Hazen seems to have hit upon the mystery that lurks quietly in the shade here. That melancholy tone, that something in the voice one can't quite grasp.

In a time when complications are so much more proximate and constant and easier to fall into than solutions (or resolutions), there is something curiously consoling about poems that don't try to explain themselves.

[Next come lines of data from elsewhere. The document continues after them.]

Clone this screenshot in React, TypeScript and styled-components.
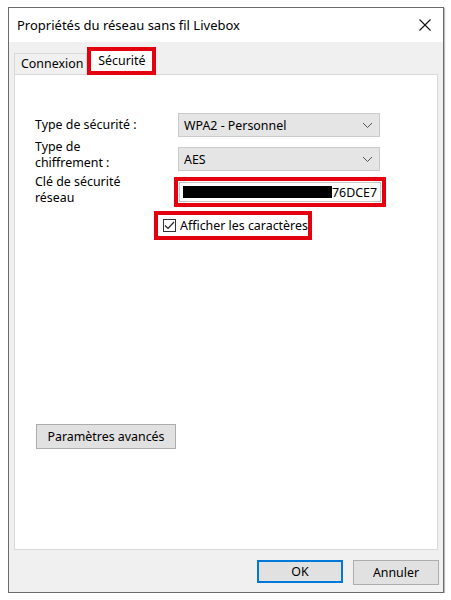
import React from "react";
import styled, { createGlobalStyle } from "styled-components";

const GlobalStyle = createGlobalStyle`
  html, body {
    margin: 0;
    padding: 0;
    background: #ffffff;
  }
  body {
    font-family: "Noto Sans", "Open Sans", Arial, sans-serif;
    font-size: 12.4px;
    color: #000;
  }
`;

const Window = styled.div`
  margin: 7px 0 0 8px;
  width: 436px;
  height: 586px;
  box-sizing: border-box;
  border: 1px solid #6b6b6b;
  box-shadow: 1px 1px 1px rgba(0, 0, 0, 0.25);
  background: #f0f0f0;
  display: flex;
  flex-direction: column;
`;

const TitleBar = styled.div`
  height: 34px;
  flex-shrink: 0;
  background: #ffffff;
  display: flex;
  align-items: center;
  justify-content: space-between;
  padding: 0 8px 0 8px;
  font-size: 13px;
`;

const CloseBtn = styled.div`
  width: 20px;
  height: 20px;
  display: flex;
  align-items: center;
  justify-content: center;
`;

const Client = styled.div`
  flex: 1;
  display: flex;
  flex-direction: column;
  padding: 5px 5px 7px 5px;
  min-height: 0;
`;

const TabStrip = styled.div`
  display: flex;
  align-items: flex-end;
  height: 28px;
  margin-bottom: -1px;
  position: relative;
  z-index: 1;
`;

const Tab = styled.div<{ $active?: boolean }>`
  height: ${(p) => (p.$active ? "20px" : "21px")};
  box-sizing: border-box;
  display: flex;
  align-items: center;
  padding: ${(p) => (p.$active ? "0 0 2px 7px" : "0 3px 2px 6px")};
  width: ${(p) => (p.$active ? "61px" : "auto")};
  margin-bottom: ${(p) => (p.$active ? "0" : "1px")};
  background: ${(p) => (p.$active ? "#ffffff" : "#f0f0f0")};
  border: ${(p) => (p.$active ? "none" : "1px solid #d9d9d9")};
  border-bottom: none;
`;

const Mark = styled.div<{ $offset?: number }>`
  display: inline-flex;
  align-items: center;
  border: 4px solid #e3000f;
  margin-left: ${(p) => p.$offset ?? 0}px;
  background: #ffffff;
`;

const Panel = styled.div`
  flex: 1;
  background: #ffffff;
  border: 1px solid #d9d9d9;
  padding: 38px 0 0 20px;
  display: flex;
  flex-direction: column;
`;

const FormRow = styled.div<{ $gap?: number }>`
  display: flex;
  align-items: flex-start;
  margin-top: ${(p) => p.$gap ?? 0}px;
`;

const Label = styled.div<{ $shift?: number }>`
  width: 143px;
  flex-shrink: 0;
  line-height: 16px;
  margin-top: ${(p) => p.$shift ?? 0}px;
`;

const Select = styled.div`
  width: 202px;
  height: 24px;
  box-sizing: border-box;
  background: #e5e5e5;
  border: 1px solid #cacaca;
  display: flex;
  align-items: center;
  justify-content: space-between;
  padding: 0 6px 0 5px;
`;

const KeyInput = styled.div`
  width: 202px;
  height: 20px;
  margin: 1px;
  box-sizing: border-box;
  border: 1px solid #c8c8c8;
  background: #ffffff;
  display: flex;
  align-items: center;
  padding: 0 3px 0 3px;
`;

const Redacted = styled.div`
  width: 149px;
  height: 12px;
  background: #000000;
`;

const CheckRow = styled.div`
  display: flex;
  margin-top: 4px;
`;

const CheckMark = styled.div`
  height: 21px;
  display: flex;
  align-items: center;
  gap: 4px;
  padding-left: 5px;
`;

const Box = styled.div`
  width: 13px;
  height: 13px;
  box-sizing: border-box;
  border: 1px solid #333333;
  background: #ffffff;
  display: flex;
  align-items: center;
  justify-content: center;
`;

const Button = styled.div<{ $default?: boolean; $width: number }>`
  width: ${(p) => p.$width}px;
  height: ${(p) => (p.$default ? "23px" : "25px")};
  box-sizing: border-box;
  background: #e1e1e1;
  border: ${(p) => (p.$default ? "2px solid #0078d7" : "1px solid #adadad")};
  display: flex;
  align-items: center;
  justify-content: center;
`;

const AdvancedWrap = styled.div`
  margin-top: 184px;
  margin-left: 1px;
`;

const Footer = styled.div`
  display: flex;
  justify-content: flex-end;
  gap: 10px;
  padding-top: 10px;
  margin-right: -1px;
`;

const Chevron = () => (
  <svg width="11" height="7" viewBox="0 0 11 7">
    <polyline points="1,1 5.5,5.5 10,1" fill="none" stroke="#555" strokeWidth="1" />
  </svg>
);

const App = () => {
  return (
    <>
      <GlobalStyle />
      <Window>
        <TitleBar>
          <span>Propriétés du réseau sans fil Livebox</span>
          <CloseBtn>
            <svg width="12" height="12" viewBox="0 0 12 12">
              <line x1="0.5" y1="0.5" x2="11.5" y2="11.5" stroke="#111" strokeWidth="1.1" />
              <line x1="11.5" y1="0.5" x2="0.5" y2="11.5" stroke="#111" strokeWidth="1.1" />
            </svg>
          </CloseBtn>
        </TitleBar>
        <Client>
          <TabStrip>
            <Tab>Connexion</Tab>
            <Mark>
              <Tab $active>Sécurité</Tab>
            </Mark>
          </TabStrip>
          <Panel>
            <FormRow>
              <Label $shift={4}>Type de sécurité :</Label>
              <Select>
                <span>WPA2 - Personnel</span>
                <Chevron />
              </Select>
            </FormRow>
            <FormRow $gap={10}>
              <Label $shift={-8}>
                Type de
                <br />
                chiffrement :
              </Label>
              <Select>
                <span>AES</span>
                <Chevron />
              </Select>
            </FormRow>
            <FormRow $gap={6}>
              <Label $shift={-3}>
                Clé de sécurité
                <br />
                réseau
              </Label>
              <Mark $offset={-4}>
                <KeyInput>
                  <Redacted />
                  <span>76DCE7</span>
                </KeyInput>
              </Mark>
            </FormRow>
            <CheckRow>
              <Mark $offset={119}>
                <CheckMark>
                  <Box>
                    <svg width="11" height="9" viewBox="0 0 11 9">
                      <polyline points="1,4.5 4,7.5 10,1" fill="none" stroke="#222" strokeWidth="1.2" />
                    </svg>
                  </Box>
                  <span>Afficher les caractères</span>
                </CheckMark>
              </Mark>
            </CheckRow>
            <AdvancedWrap>
              <Button $width={140}>Paramètres avancés</Button>
            </AdvancedWrap>
          </Panel>
          <Footer>
            <Button $default $width={86}>OK</Button>
            <Button $width={86}>Annuler</Button>
          </Footer>
        </Client>
      </Window>
    </>
  );
};

export default App;
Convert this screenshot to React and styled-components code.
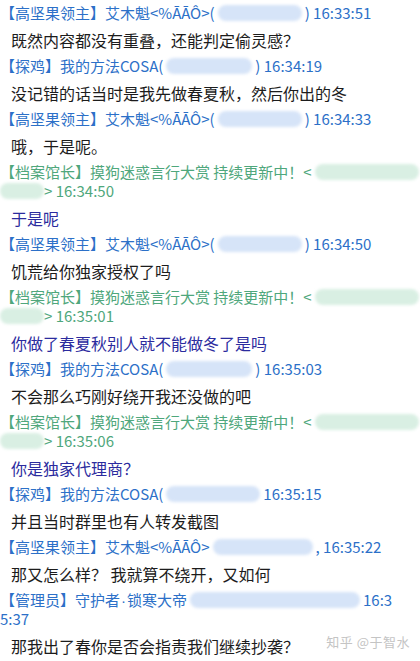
import React from "react";
import styled, { createGlobalStyle } from "styled-components";

const GlobalStyle = createGlobalStyle`
  html, body {
    margin: 0;
    padding: 0;
    background: #ffffff;
  }
  body {
    font-family: "Noto Sans CJK SC", "Noto Sans", sans-serif;
  }
`;

const Chat = styled.div`
  position: relative;
  width: 420px;
  height: 661px;
  overflow: hidden;
  padding-top: 3px;
  box-sizing: border-box;
  background: #ffffff;
`;

const Header = styled.div`
  font-size: 15px;
  line-height: 19px;
  white-space: nowrap;
  color: ${(p) => (p.$tone === "green" ? "#4fa77c" : "#2c70c8")};
`;

const Line = styled.div`
  display: flex;
  align-items: center;
  height: 19px;
`;

const Blob = styled.span`
  display: inline-block;
  flex: none;
  width: ${(p) => p.$w}px;
  height: 16px;
  margin: 0 ${(p) => p.$gap ?? 2}px;
  border-radius: 8px;
  background: ${(p) => (p.$tone === "green" ? "#d9efe3" : "#d6e4f8")};
  filter: blur(1.5px);
`;

const Dot = styled.span`
  font-family: "Liberation Sans", sans-serif;
  padding: 0 1px;
`;

const Message = styled.div`
  padding: 7px 0 5px 11px;
  font-size: 16px;
  line-height: 22px;
  color: ${(p) => (p.$tone === "blue" ? "#2b2b9e" : "#1c1c1c")};
`;

const Watermark = styled.div`
  position: absolute;
  right: 10px;
  top: 632px;
  font-size: 13px;
  color: #c4c4c4;
  letter-spacing: 0.5px;
`;

const GAO = "【高坚果领主】艾木魁<%ĀĀÔ>(";
const JI = "【探鸡】我的方法COSA(";
const DANG = "【档案馆长】摸狗迷惑言行大赏 持续更新中！<";
const ADMIN = (
  <>
    【管理员】守护者<Dot>·</Dot>锁寒大帝
  </>
);

const entries = [
  { lines: [[GAO, 84, ") 16:33:51"]], text: "既然内容都没有重叠，还能判定偷灵感？" },
  { lines: [[JI, 86, ") 16:34:19"]], text: "没记错的话当时是我先做春夏秋，然后你出的冬" },
  { lines: [[GAO, 84, ") 16:34:33"]], text: "哦，于是呢。" },
  { tone: "green", lines: [[DANG, 104, ""], ["", 44, "> 16:34:50"]], text: "于是呢", msgTone: "blue" },
  { lines: [[GAO, 84, ") 16:34:50"]], text: "饥荒给你独家授权了吗" },
  { tone: "green", lines: [[DANG, 104, ""], ["", 44, "> 16:35:01"]], text: "你做了春夏秋别人就不能做冬了是吗", msgTone: "blue" },
  { lines: [[JI, 86, ") 16:35:03"]], text: "不会那么巧刚好绕开我还没做的吧" },
  { tone: "green", lines: [[DANG, 104, ""], ["", 44, "> 16:35:06"]], text: "你是独家代理商？", msgTone: "blue" },
  { lines: [[JI, 94, " 16:35:15"]], text: "并且当时群里也有人转发截图" },
  { lines: [["【高坚果领主】艾木魁<%ĀĀÔ>", 100, ", 16:35:22"]], text: "那又怎么样？ 我就算不绕开，又如何" },
  { lines: [[ADMIN, 170, " 16:3"], ["", 0, "5:37"]], text: "那我出了春你是否会指责我们继续抄袭？" },
];

function HeaderLine({ parts, tone }) {
  const [before, w, after] = parts;
  return (
    <Line>
      {before && <span>{before}</span>}
      {w > 0 && <Blob $w={w} $tone={tone} $gap={before ? 3 : 0} />}
      {after && <span>{after}</span>}
    </Line>
  );
}

export default function App() {
  return (
    <>
      <GlobalStyle />
      <Chat>
        {entries.map((e, i) => (
          <div key={i}>
            <Header $tone={e.tone}>
              {e.lines.map((l, j) => (
                <HeaderLine key={j} parts={l} tone={e.tone} />
              ))}
            </Header>
            <Message $tone={e.msgTone}>{e.text}</Message>
          </div>
        ))}
        <Watermark>知乎 @于智水</Watermark>
      </Chat>
    </>
  );
}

Susan Kay Anderson said...

Mystery of the Shade

Footsteps hoofprints
cool disappearance

that's how the range
feels without water
walk on it

those bushes wild plums
cut open juicy purple
diamonds now taken

hold the day dear
it's careful a brushing
the temp like water
without the wet

Susan Kay Anderson said...

The church is far away
what a relief
to know
of it
not close
that it does not move
but perched
angles
beaten by weather
questions mark
the horizon
it does not own
does not face into.

It is huge
but small inside
where they've left
a picture on the floor
of different grains--
wheat, corn, flax, rye
it is dry smelling
brings in too much
the grapes outside
thoughts there.

Artemesia said...

Beautiful Auden poem with its weavings of todays and yesterdays. It immediately brought to mind his “Letters from Iceland (Armchair Traveller Series),” and his “Norse Poems.” He was heavily immersed with the Norse Sagas and what one might call the voice of the landscapes and people both read about and experienced in his trip to Iceland…As one reviewer wrote:
“ In 1936 poets W.H. Auden and Louis MacNeice took a summer journey to Iceland and sent letters home that are a combination of poetry and prose. This is an interesting snapshot of the two poets and their journey to Iceland after World War I and before World War II. Sometimes lighthearted and filled with joy and love for the country, other times a bit snarky and mirroring a subtle disappointment in the journey.”
I found this on Youtube. Auden is reading “Journey to Iceland.”
http://www.youtube.com/watch?v=GKVh2D0MXH0

Thank you for posting that most refreshing Auden poem.

TC said...

Artemisia,

Thanks for that link, and yes, I did think of it -- it's almost as if this poem possessed a premonitory connection to that one.